TASK INSTRUCTIONS:
Count the lines below that include the word "components" and write that number alone.

Interface markup and scripts:

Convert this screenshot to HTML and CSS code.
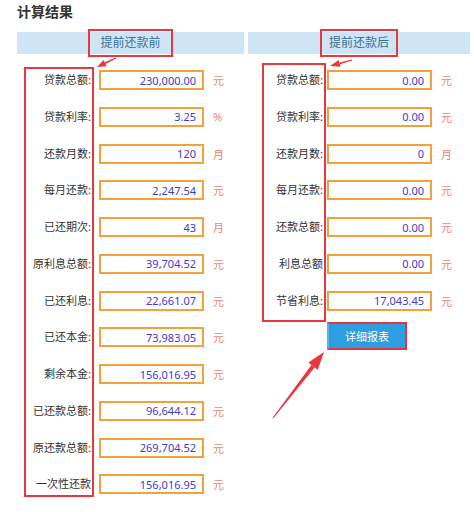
FILE: index.html
```html
<!DOCTYPE html>
<html lang="zh-CN">
<head>
    <meta charset="UTF-8">
    <meta name="viewport" content="width=device-width, initial-scale=1.0">
    <title>计算结果</title>
    <link rel="stylesheet" href="styles.css">
</head>
<body>
<div class="page">
    <h1 class="title">计算结果</h1>

    <div class="columns">
        <!-- before prepayment -->
        <section class="col col-before">
            <div class="col-head"><span class="mark mark-before">提前还款前</span></div>
            <div class="col-body">
                <ul class="labels">
                    <li>贷款总额:</li>
                    <li>贷款利率:</li>
                    <li>还款月数:</li>
                    <li>每月还款:</li>
                    <li>已还期次:</li>
                    <li>原利息总额:</li>
                    <li>已还利息:</li>
                    <li>已还本金:</li>
                    <li>剩余本金:</li>
                    <li>已还款总额:</li>
                    <li>原还款总额:</li>
                    <li>一次性还款</li>
                </ul>
                <div class="fields">
                    <div class="field-list">
                        <div class="field"><input class="num" type="text" value="230,000.00" readonly><span class="unit">元</span></div>
                        <div class="field"><input class="num" type="text" value="3.25" readonly><span class="unit">%</span></div>
                        <div class="field"><input class="num" type="text" value="120" readonly><span class="unit">月</span></div>
                        <div class="field"><input class="num" type="text" value="2,247.54" readonly><span class="unit">元</span></div>
                        <div class="field"><input class="num" type="text" value="43" readonly><span class="unit">月</span></div>
                        <div class="field"><input class="num" type="text" value="39,704.52" readonly><span class="unit">元</span></div>
                        <div class="field"><input class="num" type="text" value="22,661.07" readonly><span class="unit">元</span></div>
                        <div class="field"><input class="num" type="text" value="73,983.05" readonly><span class="unit">元</span></div>
                        <div class="field"><input class="num" type="text" value="156,016.95" readonly><span class="unit">元</span></div>
                        <div class="field"><input class="num" type="text" value="96,644.12" readonly><span class="unit">元</span></div>
                        <div class="field"><input class="num" type="text" value="269,704.52" readonly><span class="unit">元</span></div>
                        <div class="field"><input class="num" type="text" value="156,016.95" readonly><span class="unit">元</span></div>
                    </div>
                </div>
            </div>
        </section>

        <!-- after prepayment -->
        <section class="col col-after">
            <div class="col-head"><span class="mark mark-after">提前还款后</span></div>
            <div class="col-body">
                <ul class="labels">
                    <li>贷款总额:</li>
                    <li>贷款利率:</li>
                    <li>还款月数:</li>
                    <li>每月还款:</li>
                    <li>还款总额:</li>
                    <li>利息总额</li>
                    <li>节省利息:</li>
                </ul>
                <div class="fields">
                    <div class="field-list">
                        <div class="field"><input class="num" type="text" value="0.00" readonly><span class="unit">元</span></div>
                        <div class="field"><input class="num" type="text" value="0.00" readonly><span class="unit">元</span></div>
                        <div class="field"><input class="num" type="text" value="0" readonly><span class="unit">月</span></div>
                        <div class="field"><input class="num" type="text" value="0.00" readonly><span class="unit">元</span></div>
                        <div class="field"><input class="num" type="text" value="0.00" readonly><span class="unit">元</span></div>
                        <div class="field"><input class="num" type="text" value="0.00" readonly><span class="unit">元</span></div>
                        <div class="field"><input class="num" type="text" value="17,043.45" readonly><span class="unit">元</span></div>
                    </div>
                    <button type="button" class="report-btn">详细报表</button>
                </div>
            </div>
        </section>
    </div>

    <!-- annotation arrows -->
    <svg class="annot" width="474" height="512" viewBox="0 0 474 512">
        <polygon points="116.3,58.5 105.5,64.0 104.7,62.2 115.7,57.5"/>
        <polygon points="97,67 106.6,66.3 103.6,59.9"/>
        <polygon points="352.2,60.6 339.9,64.3 339.4,62.4 351.8,59.4"/>
        <polygon points="330,66 340.6,66.75 338.7,60.0"/>
        <polygon points="273.4,418.3 314.6,367.4 311.4,365.0 272.6,417.7"/>
        <polygon points="324,352 317.7,369.9 308.3,362.5"/>
    </svg>
</div>
</body>
</html>
```

FILE: styles.css
```css
body {
    margin: 0;
    font-family: "Noto Sans", "Noto Sans CJK SC", sans-serif;
    color: #333;
    background: #fff;
}
.page {
    position: relative;
    width: 474px;
    height: 512px;
    padding: 2px 0 0 17px;
    box-sizing: border-box;
}
.title {
    margin: 0 0 10px;
    font-size: 14px;
    line-height: 20px;
    font-weight: bold;
    color: #333;
}
.columns {
    display: flex;
    gap: 4px;
}
.col-before {
    width: 227px;
}
.col-after {
    width: 222px;
}
.col-head {
    height: 22px;
    background: #cde5f5;
    display: flex;
    align-items: center;
    justify-content: center;
}
.mark {
    flex-shrink: 0;
    box-sizing: border-box;
    height: 28px;
    line-height: 24px;
    border: 2px solid #e8383d;
    font-size: 12px;
    color: #3d6f94;
}
.mark-before {
    padding: 0 10px;
}
.mark-after {
    padding: 0 7px;
}
.col-body {
    display: flex;
    align-items: flex-start;
}
.col-before .col-body {
    margin-top: 13px;
    padding-left: 7px;
}
.col-after .col-body {
    margin-top: 9px;
    padding-left: 14px;
}
.labels {
    list-style: none;
    margin: 0;
    box-sizing: border-box;
    border: 2px solid #e8383d;
    display: flex;
    flex-direction: column;
    gap: 16.75px;
    text-align: right;
    font-size: 11px;
}
.labels li {
    height: 20px;
    line-height: 20px;
    padding-right: 1px;
    white-space: nowrap;
}
.col-before .labels {
    width: 70px;
    padding: 1px 0;
}
.col-after .labels {
    width: 64px;
    padding: 5px 0 9.5px;
}
.col-before .fields {
    margin-left: 5px;
    padding-top: 3px;
}
.col-after .fields {
    margin-left: 1px;
    padding-top: 7px;
}
.field-list {
    display: flex;
    flex-direction: column;
    gap: 16.75px;
}
.field {
    display: flex;
    align-items: center;
    height: 20px;
}
.num {
    box-sizing: border-box;
    width: 105px;
    height: 20px;
    margin: 0;
    padding: 0 6px;
    border: 2px solid #f2a23b;
    background: #fff;
    text-align: right;
    font-family: "Noto Sans", "Noto Sans CJK SC", sans-serif;
    font-size: 11px;
    color: #3c3ccf;
    outline: none;
}
.unit {
    margin-left: 9px;
    font-size: 11px;
    color: #f0826e;
}
.report-btn {
    display: block;
    box-sizing: border-box;
    width: 80px;
    height: 28px;
    margin-top: 11.5px;
    padding: 0;
    border: 2px solid #e2363c;
    border-left-color: #58b3e6;
    background: #2d9ee0;
    color: #fff;
    font-family: "Noto Sans", "Noto Sans CJK SC", sans-serif;
    font-size: 11px;
    cursor: pointer;
}
.annot {
    position: absolute;
    top: 0;
    left: 0;
    pointer-events: none;
    fill: #e8383d;
}
```
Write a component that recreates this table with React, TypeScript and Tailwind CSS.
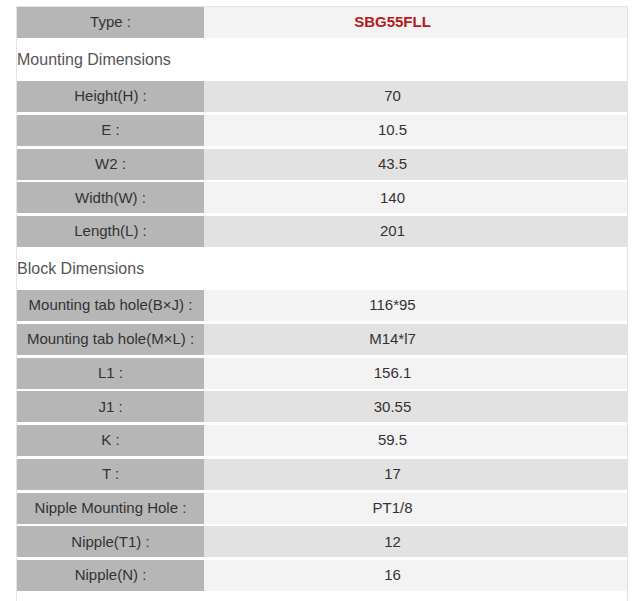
import React from "react";

type Row = { label: string; value: string; dark: boolean };

const mounting: Row[] = [
  { label: "Height(H) :", value: "70", dark: true },
  { label: "E :", value: "10.5", dark: false },
  { label: "W2 :", value: "43.5", dark: true },
  { label: "Width(W) :", value: "140", dark: false },
  { label: "Length(L) :", value: "201", dark: true },
];

const block: Row[] = [
  { label: "Mounting tab hole(B×J) :", value: "116*95", dark: false },
  { label: "Mounting tab hole(M×L) :", value: "M14*l7", dark: true },
  { label: "L1 :", value: "156.1", dark: false },
  { label: "J1 :", value: "30.55", dark: true },
  { label: "K :", value: "59.5", dark: false },
  { label: "T :", value: "17", dark: true },
  { label: "Nipple Mounting Hole :", value: "PT1/8", dark: false },
  { label: "Nipple(T1) :", value: "12", dark: true },
  { label: "Nipple(N) :", value: "16", dark: false },
];

function DataRow({ row }: { row: Row }) {
  return (
    <div className="flex h-[31px] text-[15px] text-[#333]">
      <div className="w-[187px] shrink-0 bg-[#b6b6b6] flex items-center justify-center">
        {row.label}
      </div>
      <div
        className={
          "flex-1 flex items-center justify-center pr-[46px] " +
          (row.dark ? "bg-[#e2e2e2]" : "bg-[#f3f3f3]")
        }
      >
        {row.value}
      </div>
    </div>
  );
}

function Header({ text }: { text: string }) {
  return (
    <div className="h-[37.5px] flex items-center text-[16px] text-[#555]">
      {text}
    </div>
  );
}

export default function App() {
  return (
    <div
      className="w-[637px] h-[601px] overflow-hidden bg-white"
      style={{ fontFamily: '"Liberation Sans", Arial, sans-serif' }}
    >
      <div className="ml-[16px] mt-[6px] w-[612px] border-t border-l border-r border-[#e3e3e3] pb-[40px] flex flex-col gap-[2.75px]">
        <div className="flex h-[31px] text-[15px] text-[#333]">
          <div className="w-[187px] shrink-0 bg-[#b6b6b6] flex items-center justify-center">
            Type :
          </div>
          <div className="flex-1 flex items-center justify-center pr-[46px] bg-[#f3f3f3] font-bold text-[#b3191e]">
            SBG55FLL
          </div>
        </div>
        <Header text="Mounting Dimensions" />
        {mounting.map((r) => (
          <DataRow key={r.label} row={r} />
        ))}
        <Header text="Block Dimensions" />
        {block.map((r) => (
          <DataRow key={r.label} row={r} />
        ))}
      </div>
    </div>
  );
}
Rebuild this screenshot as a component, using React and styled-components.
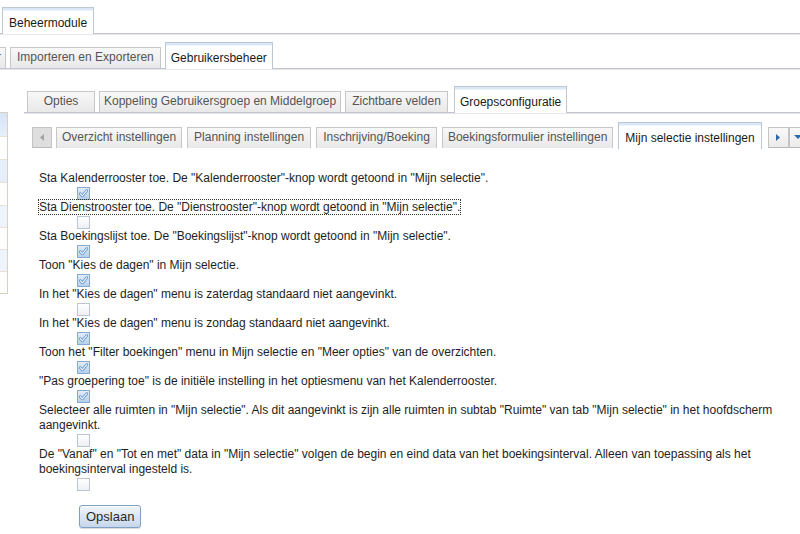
import React from 'react';
import styled, { createGlobalStyle, css } from 'styled-components';

const GlobalStyle = createGlobalStyle`
  html, body {
    margin: 0;
    padding: 0;
    background: #fff;
  }
  body {
    font-family: "Liberation Sans", Arial, sans-serif;
    font-size: 12px;
    color: #1e1e1e;
  }
  #root {
    width: 800px;
    height: 534px;
    overflow: hidden;
  }
`;

// one row of tabs, with the rule line the active tab sits on
const TabStrip = styled.div`
  display: flex;
  align-items: flex-end;
  gap: ${p => p.gap}px;
  padding: ${p => p.pad};
  white-space: nowrap;
  ${p => !p.bare && css`
    border-bottom: 1px solid #c3c6cc;
    box-shadow: 0 1px 0 #e4e6ea;
  `}
`;

const Tab = styled.div`
  flex-shrink: 0;
  box-sizing: border-box;
  min-width: ${p => p.minW || 0}px;
  height: 21px;
  margin-left: ${p => p.shift || 0}px;
  padding: 0 ${p => p.padX ?? 6}px;
  line-height: 19px;
  text-align: center;
  color: #555;
  background: linear-gradient(#f8f8f8, #e8e8e8);
  border: 1px solid #c7c7c7;
  border-bottom: none;
  ${p => p.active && css`
    height: 27px;
    padding-top: 6px;
    margin-bottom: -1px;
    color: #1a1a1a;
    background: #fff;
    border-color: #bdc7d2;
    box-shadow: inset 0 2px 0 #d9e7f6, inset 0 3px 0 #eef4fb;
  `}
`;

const ScrollButton = styled.div`
  flex-shrink: 0;
  box-sizing: border-box;
  display: flex;
  align-items: center;
  justify-content: center;
  width: ${p => p.w}px;
  height: 21px;
  margin-left: ${p => p.shift || 0}px;
  border: 1px solid #c4c4c4;
  border-bottom-color: #b8b8b8;
  background: ${p => p.dim ? '#dedede' : 'linear-gradient(#f9f9f9, #ebebeb)'};
`;

const Body = styled.div`
  display: flex;
`;

const Sidebar = styled.div`
  flex-shrink: 0;
  align-self: flex-start;
  box-sizing: border-box;
  width: 8px;
  margin-top: 43px;
  border: 1px solid #d8d1c2;
  border-left: none;
`;

const SideRow = styled.div`
  height: ${p => p.h}px;
  background: ${p => p.tone};
  & + & {
    border-top: 1px solid #e8e2d6;
  }
`;

const Main = styled.div`
  flex: 1;
  min-width: 0;
  margin-left: 16px;
`;

const Settings = styled.div`
  padding: 23px 4px 0 15px;
`;

const Setting = styled.div`
  line-height: 15px;
`;

const Label = styled.span`
  outline: ${p => p.focused ? '1px dotted #333' : 'none'};
`;

const CheckRow = styled.div`
  height: 13px;
  padding: 1px 0 0 38px;
`;

const Box = styled.span`
  display: block;
  box-sizing: border-box;
  width: 13px;
  height: 13px;
  border: 1px solid ${p => p.on ? '#86a9d2' : '#bcc6d2'};
  background: ${p => p.on
    ? 'linear-gradient(#e2ecf9, #b7cfeb)'
    : 'linear-gradient(#ffffff, #edf0f4)'};
  svg {
    display: block;
  }
`;

const SaveButton = styled.button`
  display: block;
  box-sizing: border-box;
  height: 23px;
  margin: 14px 0 0 40px;
  padding: 0 6px;
  font: 13px "Liberation Sans", Arial, sans-serif;
  color: #2a2a2a;
  border: 1px solid #7f9fc4;
  border-radius: 3px;
  background: linear-gradient(#f0f5fb, #c6d7eb);
  box-shadow: inset 0 1px 0 #fff, 0 1px 1px rgba(0, 0, 0, 0.15);
`;

const settings = [
  { text: 'Sta Kalenderrooster toe. De "Kalenderrooster"-knop wordt getoond in "Mijn selectie".', on: true },
  { text: 'Sta Dienstrooster toe. De "Dienstrooster"-knop wordt getoond in "Mijn selectie".', on: false, focused: true },
  { text: 'Sta Boekingslijst toe. De "Boekingslijst"-knop wordt getoond in "Mijn selectie".', on: true },
  { text: 'Toon "Kies de dagen" in Mijn selectie.', on: true },
  { text: 'In het "Kies de dagen" menu is zaterdag standaard niet aangevinkt.', on: false },
  { text: 'In het "Kies de dagen" menu is zondag standaard niet aangevinkt.', on: true },
  { text: 'Toon het "Filter boekingen" menu in Mijn selectie en "Meer opties" van de overzichten.', on: true },
  { text: '"Pas groepering toe" is de initiële instelling in het optiesmenu van het Kalenderrooster.', on: true },
  { text: 'Selecteer alle ruimten in "Mijn selectie". Als dit aangevinkt is zijn alle ruimten in subtab "Ruimte" van tab "Mijn selectie" in het hoofdscherm aangevinkt.', on: false },
  { text: 'De "Vanaf" en "Tot en met" data in "Mijn selectie" volgen de begin en eind data van het boekingsinterval. Alleen van toepassing als het boekingsinterval ingesteld is.', on: false },
];

const sideRows = [
  { h: 23, tone: 'linear-gradient(#d6e4f5, #e7effa)' },
  { h: 22, tone: '#fff' },
  { h: 22, tone: '#e6eefa' },
  { h: 22, tone: '#fff' },
  { h: 21, tone: '#eef4fc' },
  { h: 21, tone: '#fff' },
  { h: 21, tone: '#eef4fc' },
  { h: 21, tone: '#fff' },
];

function Checkbox({ on }) {
  return (
    <Box on={on}>
      {on && (
        <svg width="11" height="11" viewBox="0 0 11 11">
          <path d="M2.2 5.6 L4.4 7.8 L8.8 2.6" fill="none" stroke="#4f8acc" strokeWidth="2.6" strokeLinecap="round" strokeLinejoin="round" />
          <path d="M2.2 5.6 L4.4 7.8 L8.8 2.6" fill="none" stroke="#fff" strokeWidth="1.1" strokeLinecap="round" strokeLinejoin="round" />
        </svg>
      )}
    </Box>
  );
}

function Arrow({ dir, color }) {
  const shapes = {
    left: 'M5 1 L1 4.5 L5 8 Z',
    right: 'M1 1 L5 4.5 L1 8 Z',
    down: 'M0 2 L8 2 L4 6 Z',
  };
  const w = dir === 'down' ? 8 : 6;
  return (
    <svg width={w} height="9" viewBox={`0 0 ${w} 9`}>
      <path d={shapes[dir]} fill={color} />
    </svg>
  );
}

export default function App() {
  return (
    <>
      <GlobalStyle />
      <TabStrip gap={4} pad="7px 0 0 2px">
        <Tab active>Beheermodule</Tab>
      </TabStrip>
      <TabStrip gap={4} pad="8px 0 0 0">
        <Tab shift={-4} padX={0} style={{ paddingRight: 4 }}>r</Tab>
        <Tab>Importeren en Exporteren</Tab>
        <Tab active padX={5}>Gebruikersbeheer</Tab>
      </TabStrip>
      <Body>
        <Sidebar>
          {sideRows.map((r, i) => <SideRow key={i} h={r.h} tone={r.tone} />)}
        </Sidebar>
        <Main>
          <TabStrip gap={4} pad="17px 0 0 3px">
            <Tab minW={68}>Opties</Tab>
            <Tab padX={4}>Koppeling Gebruikersgroep en Middelgroep</Tab>
            <Tab>Zichtbare velden</Tab>
            <Tab active padX={5} shift={2}>Groepsconfiguratie</Tab>
          </TabStrip>
          <TabStrip bare gap={5} pad="9px 0 0 8px">
            <ScrollButton dim w={20}><Arrow dir="left" color="#a3a3a3" /></ScrollButton>
            <Tab shift={-1} padX={5}>Overzicht instellingen</Tab>
            <Tab>Planning instellingen</Tab>
            <Tab>Inschrijving/Boeking</Tab>
            <Tab padX={5}>Boekingsformulier instellingen</Tab>
            <Tab active>Mijn selectie instellingen</Tab>
            <ScrollButton w={21} shift={1}><Arrow dir="right" color="#2f6aa8" /></ScrollButton>
            <ScrollButton w={18} shift={-5}><Arrow dir="down" color="#2f6aa8" /></ScrollButton>
          </TabStrip>
          <Settings>
            {settings.map((s, i) => (
              <Setting key={i}>
                <Label focused={s.focused}>{s.text}</Label>
                <CheckRow><Checkbox on={s.on} /></CheckRow>
              </Setting>
            ))}
            <SaveButton>Opslaan</SaveButton>
          </Settings>
        </Main>
      </Body>
    </>
  );
}
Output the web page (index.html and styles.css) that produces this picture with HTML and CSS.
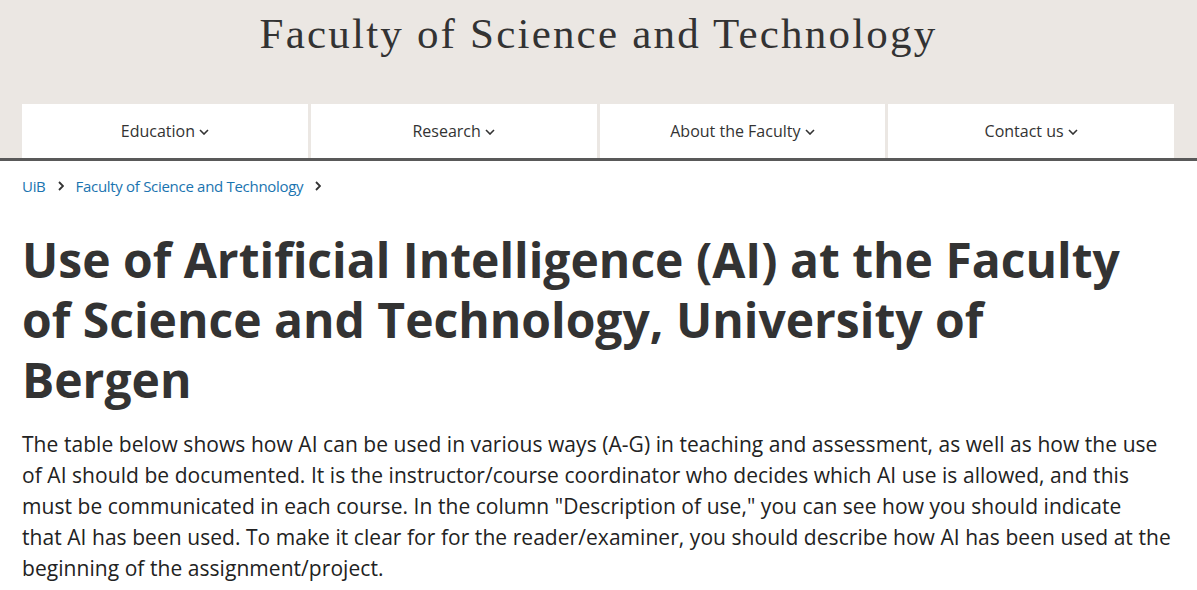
FILE: index.html
```html
<!DOCTYPE html>
<html lang="en">
<head>
<meta charset="utf-8">
<title>Use of Artificial Intelligence (AI) at the Faculty of Science and Technology</title>
<link rel="stylesheet" href="styles.css">
</head>
<body>
<header class="site-header">
  <div class="site-title">Faculty of Science and Technology</div>
  <nav class="main-nav">
    <a class="nav-item" href="#">Education<svg class="chev" viewBox="0 0 10 6" width="10" height="6"><path d="M1 1l4 4 4-4" fill="none" stroke="#333" stroke-width="1.6"/></svg></a>
    <a class="nav-item" href="#">Research<svg class="chev" viewBox="0 0 10 6" width="10" height="6"><path d="M1 1l4 4 4-4" fill="none" stroke="#333" stroke-width="1.6"/></svg></a>
    <a class="nav-item" href="#">About the Faculty<svg class="chev" viewBox="0 0 10 6" width="10" height="6"><path d="M1 1l4 4 4-4" fill="none" stroke="#333" stroke-width="1.6"/></svg></a>
    <a class="nav-item" href="#">Contact us<svg class="chev" viewBox="0 0 10 6" width="10" height="6"><path d="M1 1l4 4 4-4" fill="none" stroke="#333" stroke-width="1.6"/></svg></a>
  </nav>
</header>
<main class="content">
  <ol class="breadcrumb">
    <li><a href="#">UiB</a><svg class="bc-sep" viewBox="0 0 6 10" width="6" height="10"><path d="M1 1l4 4-4 4" fill="none" stroke="#333" stroke-width="1.8"/></svg></li>
    <li><a href="#">Faculty of Science and Technology</a><svg class="bc-sep" viewBox="0 0 6 10" width="6" height="10"><path d="M1 1l4 4-4 4" fill="none" stroke="#333" stroke-width="1.8"/></svg></li>
  </ol>
  <h1 class="page-title">Use of Artificial Intelligence (AI) at the Faculty of Science and Technology, University of Bergen</h1>
  <p class="lead">The table below shows how AI can be used in various ways (A-G) in teaching and assessment, as well as how the use of AI should be documented. It is the instructor/course coordinator who decides which AI use is allowed, and this must be communicated in each course. In the column "Description of use," you can see how you should indicate<br>that AI has been used. To make it clear for for the reader/examiner, you should describe how AI has been used at the beginning of the assignment/project.</p>
</main>
</body>
</html>
```

FILE: styles.css
```css
html, body {
  margin: 0;
  padding: 0;
  background: #fff;
}
body {
  font-family: "Open Sans", "Noto Sans", sans-serif;
  color: #333;
}
.site-header {
  background: #ebe7e3;
  border-bottom: 3px solid #595959;
}
.site-title {
  font-family: "Liberation Serif", "DejaVu Serif", serif;
  font-size: 43px;
  letter-spacing: 2.2px;
  color: #333;
  text-align: center;
  line-height: 1;
  padding-top: 12px;
  height: 90px;
  box-sizing: border-box;
}
.main-nav {
  display: flex;
  gap: 3px;
  padding: 14px 23px 0 22px;
}
.nav-item {
  flex: 1;
  background: #fff;
  height: 54px;
  display: flex;
  align-items: center;
  justify-content: center;
  gap: 4px;
  font-size: 16px;
  color: #333;
  text-decoration: none;
}
.chev {
  margin-top: 1px;
}
.content {
  padding: 0 22px;
}
.breadcrumb {
  list-style: none;
  margin: 0;
  padding: 16px 0 0;
  display: flex;
  gap: 12px;
  font-size: 15px;
  line-height: 18px;
  letter-spacing: -0.3px;
}
.breadcrumb li {
  display: flex;
  align-items: center;
  gap: 12px;
}
.breadcrumb a {
  color: #1a74b0;
  text-decoration: none;
}
.page-title {
  margin: 35px 0 0;
  max-width: 1110px;
  font-size: 48px;
  line-height: 60px;
  font-weight: 700;
  color: #333;
  letter-spacing: 0;
}
.lead {
  margin: 19px 0 0;
  font-size: 21px;
  line-height: 31px;
  color: #222;
  letter-spacing: 0.05px;
}
```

SOLUTION:
2